● Exercise description: Transcribe the lines from the start of the data below through the line with "import React from", word for word and nothing more.

● Data rows:
◇ ◇ ◇ ◇
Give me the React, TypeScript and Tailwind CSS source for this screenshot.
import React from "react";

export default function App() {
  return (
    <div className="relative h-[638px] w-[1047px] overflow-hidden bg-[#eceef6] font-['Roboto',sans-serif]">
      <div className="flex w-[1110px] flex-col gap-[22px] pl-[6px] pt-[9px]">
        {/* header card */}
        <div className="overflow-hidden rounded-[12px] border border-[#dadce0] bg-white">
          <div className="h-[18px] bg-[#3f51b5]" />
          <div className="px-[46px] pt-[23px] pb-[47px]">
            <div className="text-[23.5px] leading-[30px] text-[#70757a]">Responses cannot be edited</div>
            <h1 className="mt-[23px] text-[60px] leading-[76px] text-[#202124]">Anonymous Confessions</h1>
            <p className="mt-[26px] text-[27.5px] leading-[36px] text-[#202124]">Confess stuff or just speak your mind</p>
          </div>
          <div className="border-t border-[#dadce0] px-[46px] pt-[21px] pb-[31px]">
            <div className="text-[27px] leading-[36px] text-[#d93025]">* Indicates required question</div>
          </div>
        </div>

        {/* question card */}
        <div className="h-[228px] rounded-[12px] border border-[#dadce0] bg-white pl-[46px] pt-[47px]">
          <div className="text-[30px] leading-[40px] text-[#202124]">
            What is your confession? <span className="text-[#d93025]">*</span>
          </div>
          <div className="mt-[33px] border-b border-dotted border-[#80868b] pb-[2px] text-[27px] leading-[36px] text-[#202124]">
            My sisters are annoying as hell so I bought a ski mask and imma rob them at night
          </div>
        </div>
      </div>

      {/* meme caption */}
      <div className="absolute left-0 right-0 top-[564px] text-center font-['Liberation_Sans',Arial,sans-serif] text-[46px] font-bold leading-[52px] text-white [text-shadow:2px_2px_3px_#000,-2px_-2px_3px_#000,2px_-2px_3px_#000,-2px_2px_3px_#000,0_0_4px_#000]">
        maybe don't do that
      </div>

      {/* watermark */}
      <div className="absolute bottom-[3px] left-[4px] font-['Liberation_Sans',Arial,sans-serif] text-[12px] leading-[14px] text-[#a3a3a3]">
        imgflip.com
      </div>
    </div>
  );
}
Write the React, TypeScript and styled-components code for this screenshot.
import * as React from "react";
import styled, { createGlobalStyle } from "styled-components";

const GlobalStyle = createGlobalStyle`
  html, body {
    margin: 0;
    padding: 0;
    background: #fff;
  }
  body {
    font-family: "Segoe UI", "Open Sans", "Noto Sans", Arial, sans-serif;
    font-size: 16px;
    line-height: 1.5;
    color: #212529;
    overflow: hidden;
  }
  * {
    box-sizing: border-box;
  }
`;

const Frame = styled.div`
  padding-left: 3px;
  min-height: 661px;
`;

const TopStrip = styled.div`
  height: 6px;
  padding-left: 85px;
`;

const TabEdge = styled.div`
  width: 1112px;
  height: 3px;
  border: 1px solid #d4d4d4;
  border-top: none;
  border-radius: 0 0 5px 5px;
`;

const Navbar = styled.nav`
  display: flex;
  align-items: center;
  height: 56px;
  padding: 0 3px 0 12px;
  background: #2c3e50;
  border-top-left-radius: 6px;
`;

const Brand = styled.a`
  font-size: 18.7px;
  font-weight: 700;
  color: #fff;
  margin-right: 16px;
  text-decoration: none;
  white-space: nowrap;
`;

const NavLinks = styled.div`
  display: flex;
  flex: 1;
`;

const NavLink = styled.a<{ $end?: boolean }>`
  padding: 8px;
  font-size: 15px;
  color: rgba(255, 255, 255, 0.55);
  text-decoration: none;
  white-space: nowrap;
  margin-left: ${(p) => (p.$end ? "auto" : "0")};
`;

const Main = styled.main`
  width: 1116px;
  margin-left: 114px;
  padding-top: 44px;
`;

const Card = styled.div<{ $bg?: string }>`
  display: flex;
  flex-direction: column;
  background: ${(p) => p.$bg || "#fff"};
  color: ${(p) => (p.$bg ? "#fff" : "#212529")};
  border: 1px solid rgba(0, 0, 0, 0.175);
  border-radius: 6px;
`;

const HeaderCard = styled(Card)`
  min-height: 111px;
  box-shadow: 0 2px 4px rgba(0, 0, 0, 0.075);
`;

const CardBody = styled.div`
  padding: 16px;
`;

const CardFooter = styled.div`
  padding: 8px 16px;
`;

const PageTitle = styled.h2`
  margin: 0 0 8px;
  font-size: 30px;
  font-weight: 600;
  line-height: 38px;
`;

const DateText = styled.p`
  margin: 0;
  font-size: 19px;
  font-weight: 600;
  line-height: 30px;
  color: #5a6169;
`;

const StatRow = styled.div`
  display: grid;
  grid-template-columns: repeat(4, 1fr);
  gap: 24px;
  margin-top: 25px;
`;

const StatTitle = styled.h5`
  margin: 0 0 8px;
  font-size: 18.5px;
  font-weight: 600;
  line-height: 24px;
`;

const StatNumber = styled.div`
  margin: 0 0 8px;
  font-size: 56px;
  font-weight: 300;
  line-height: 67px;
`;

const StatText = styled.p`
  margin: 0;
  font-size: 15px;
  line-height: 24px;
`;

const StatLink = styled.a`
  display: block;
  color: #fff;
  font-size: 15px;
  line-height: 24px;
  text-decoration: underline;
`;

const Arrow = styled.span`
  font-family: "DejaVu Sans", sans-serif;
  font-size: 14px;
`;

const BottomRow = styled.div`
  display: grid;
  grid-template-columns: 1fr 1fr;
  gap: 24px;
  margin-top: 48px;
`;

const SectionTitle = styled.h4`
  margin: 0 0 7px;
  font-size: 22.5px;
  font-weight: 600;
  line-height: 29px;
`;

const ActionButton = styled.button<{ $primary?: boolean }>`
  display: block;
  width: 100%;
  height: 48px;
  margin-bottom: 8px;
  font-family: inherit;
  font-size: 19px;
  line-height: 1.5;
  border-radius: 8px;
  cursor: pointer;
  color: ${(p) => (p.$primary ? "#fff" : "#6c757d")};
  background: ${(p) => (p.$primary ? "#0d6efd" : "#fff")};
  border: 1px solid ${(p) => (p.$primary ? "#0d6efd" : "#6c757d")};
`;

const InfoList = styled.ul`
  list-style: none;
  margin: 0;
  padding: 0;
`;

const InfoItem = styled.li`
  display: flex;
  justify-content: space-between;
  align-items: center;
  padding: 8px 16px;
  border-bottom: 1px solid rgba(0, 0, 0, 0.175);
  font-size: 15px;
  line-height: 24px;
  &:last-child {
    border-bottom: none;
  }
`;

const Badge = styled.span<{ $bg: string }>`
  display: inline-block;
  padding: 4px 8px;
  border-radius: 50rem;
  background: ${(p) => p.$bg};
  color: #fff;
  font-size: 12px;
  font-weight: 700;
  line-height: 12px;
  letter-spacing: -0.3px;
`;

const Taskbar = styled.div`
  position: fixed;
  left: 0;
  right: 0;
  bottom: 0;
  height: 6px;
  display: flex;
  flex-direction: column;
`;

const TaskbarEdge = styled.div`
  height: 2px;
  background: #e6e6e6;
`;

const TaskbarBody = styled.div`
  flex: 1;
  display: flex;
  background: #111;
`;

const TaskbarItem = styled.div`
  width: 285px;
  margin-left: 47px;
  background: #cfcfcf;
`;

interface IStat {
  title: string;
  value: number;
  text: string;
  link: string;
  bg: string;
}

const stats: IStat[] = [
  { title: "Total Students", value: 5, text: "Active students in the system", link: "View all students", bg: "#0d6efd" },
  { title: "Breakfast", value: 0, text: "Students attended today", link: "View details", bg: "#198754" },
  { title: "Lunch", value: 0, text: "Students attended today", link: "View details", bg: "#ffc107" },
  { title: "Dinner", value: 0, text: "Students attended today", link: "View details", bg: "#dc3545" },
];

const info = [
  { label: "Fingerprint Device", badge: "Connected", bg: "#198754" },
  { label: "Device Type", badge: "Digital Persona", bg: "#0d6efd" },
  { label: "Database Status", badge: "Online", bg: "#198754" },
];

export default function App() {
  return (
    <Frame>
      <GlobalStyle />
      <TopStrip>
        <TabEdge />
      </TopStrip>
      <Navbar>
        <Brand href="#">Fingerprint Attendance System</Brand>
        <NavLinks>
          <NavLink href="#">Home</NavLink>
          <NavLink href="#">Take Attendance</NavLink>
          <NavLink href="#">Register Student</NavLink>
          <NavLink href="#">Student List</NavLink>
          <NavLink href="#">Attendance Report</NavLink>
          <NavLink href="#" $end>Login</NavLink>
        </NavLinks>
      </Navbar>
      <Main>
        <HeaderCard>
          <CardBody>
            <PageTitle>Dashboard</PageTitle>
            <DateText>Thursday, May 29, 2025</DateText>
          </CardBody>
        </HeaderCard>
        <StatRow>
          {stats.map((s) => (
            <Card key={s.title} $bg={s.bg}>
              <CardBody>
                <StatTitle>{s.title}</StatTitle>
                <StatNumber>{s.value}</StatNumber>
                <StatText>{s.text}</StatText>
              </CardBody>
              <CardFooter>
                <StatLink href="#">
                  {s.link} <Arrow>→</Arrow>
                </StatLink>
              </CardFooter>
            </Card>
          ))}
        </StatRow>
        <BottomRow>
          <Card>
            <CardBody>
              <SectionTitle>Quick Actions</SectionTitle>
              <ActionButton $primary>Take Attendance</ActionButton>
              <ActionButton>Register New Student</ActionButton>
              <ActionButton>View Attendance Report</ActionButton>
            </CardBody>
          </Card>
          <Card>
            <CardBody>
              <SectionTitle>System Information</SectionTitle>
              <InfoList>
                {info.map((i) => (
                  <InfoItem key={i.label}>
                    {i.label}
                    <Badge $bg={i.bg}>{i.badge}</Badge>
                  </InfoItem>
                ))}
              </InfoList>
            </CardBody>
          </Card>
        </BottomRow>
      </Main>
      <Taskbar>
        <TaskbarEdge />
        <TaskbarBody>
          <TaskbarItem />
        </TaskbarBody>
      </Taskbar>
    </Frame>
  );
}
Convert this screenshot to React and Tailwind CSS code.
◇ ◇ ◇ ◇
● Output below:
Give me the React, TypeScript and Tailwind CSS source for this screenshot.
import React from "react";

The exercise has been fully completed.